Le associazioni ambientaliste stanno inviando le diffide ai comuni che stanno prorogando le concessioni
“Sui balneari abbiamo due obiettivi: scongiurare la procedura di infrazione e dare certezze agli operatori” È quanto ha assicurato la presidente del Consiglio Giorgia Meloni nella conferenza stampa di inizio anno. Intanto dal Ministero delle infrastrutture di Matteo Salvini per i balneari arriva la befana: una rivalutazione al ribasso del 4,5% dei già irrisori canoni di concessione. Il governo ha chiesto ai comuni di rinnovare per un anno le concessioni in scadenza, l’ennesima proroga per evitare di mettere a gara le concessioni demaniali, l’esatto contrario di ciò che da anni ci chiede l’Ue. Ci ritroviamo dunque con comuni che stanno formulando le delibere per le gare, e altri che invece rinnovano le concessioni in essere. Nel frattempo però è in arrivo una valanga di ricorsi contro Comuni e Regioni che stanno prorogando le concessioni al 2024 (alcuni le hanno prorogate fino al 2032).

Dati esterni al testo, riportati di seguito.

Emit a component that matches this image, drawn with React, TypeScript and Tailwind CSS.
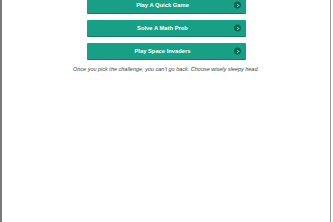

E nel mirino finiscono adesso amministratori e funzionari che queste proroghe le stanno firmando, rischiando adesso contestazioni per danno erariale e per abuso d’ufficio. Le associazioni ambientaliste sono sul piede di guerra e aprono un nuovo fronte che rischia di avere conseguenze impreviste nella lunga battaglia per le spiagge d’Italia: non solo quindi chiedere lo stop ai rinnovi, ma anche conto alla magistratura contabile e a quella penale su singoli tra politici e burocrati che hanno avallato e firmato gli atti.
Tutto nasce dalle recenti sentenze dei giudici amministrativi. Ultima in ordine di tempo quello del 27 dicembre scorso del Consiglio di Stato su un ricorso che riguardava le concessioni balneari del Comune di Amalfi. Si legge ne testo: “Le norme legislative nazionali che hanno disposto (e che in futuro dovessero ancora disporre) la proroga automatica delle concessioni demaniali marittime per finalità turistico-ricreative sono in contrasto con il diritto eurocomunitario; tali norme, pertanto, non devono essere applicate né dai giudici né dalla pubblica amministrazione. E ancorché siano intervenuti atti di proroga rilasciati dalla pubblica amministrazione deve escludersi la sussistenza di un diritto alla prosecuzione del rapporto in capo gli attuali concessionari; non vengono al riguardo in rilievo i poteri di autotutela decisoria della pubblica amministrazione; la non applicazione della legge implica, quindi, che gli effetti da essa prodotti sulle concessioni già rilasciate debbano parimenti ritenersi inesistenti”.
“Proprio il passaggio sulla non rilevanza dei poteri di autotutela della pubblica amministrazione -ha scritto nei giorni scorsi il quotidiano La Repubblica-, apre al rischio che a dover subire contestazioni erariali e penali per abusivismo siano singoli amministratori e dirigenti, nonostante il via libera ai rinnovi dato nel “milleproroghe” e l’informativa varata dal Cdm il 22 dicembre scorso: decisioni del governo Meloni e della maggioranza di centrodestra che hanno creato un caos normativo e sono state rigettate anche dall’Ue che conferma il possibile avvio di una procedura di infrazione che costerebbe centinaia di milioni al nostro paese”. Anche perché, sembra che la mappatura fatta dal governo e inviata a Bruxelles per dimostrare che solo una piccola parte delle coste è privatizzata è basata su criteri a dir poco discutibili: Vengono infatti considerati nel conteggio anche i tratti di costa rocciosa, quelli non accessibili, le spiagge non appetibili o non balneabili o quelle che non possono essere date in concessione perché soggette a servitù.
L’associazione Mare Libero lo sta scrivendo chiaramente nelle diffide che in questi giorni, insieme anche a Italia Nostra, sta inviando a una miriade di Comuni che stanno prorogando le concessioni: “Siamo pronti a contestare il danno erariale per le casse pubbliche, visto che la mancata messa a gara non fa aumentare i canoni – dice Roberto Biagini di Mare Libero – ma c’è anche un tema penale: chi proroga di fatto autorizza abusi edilizi per manufatti in spiaggia che non potrebbero rimanere in assenza di concessioni valide”.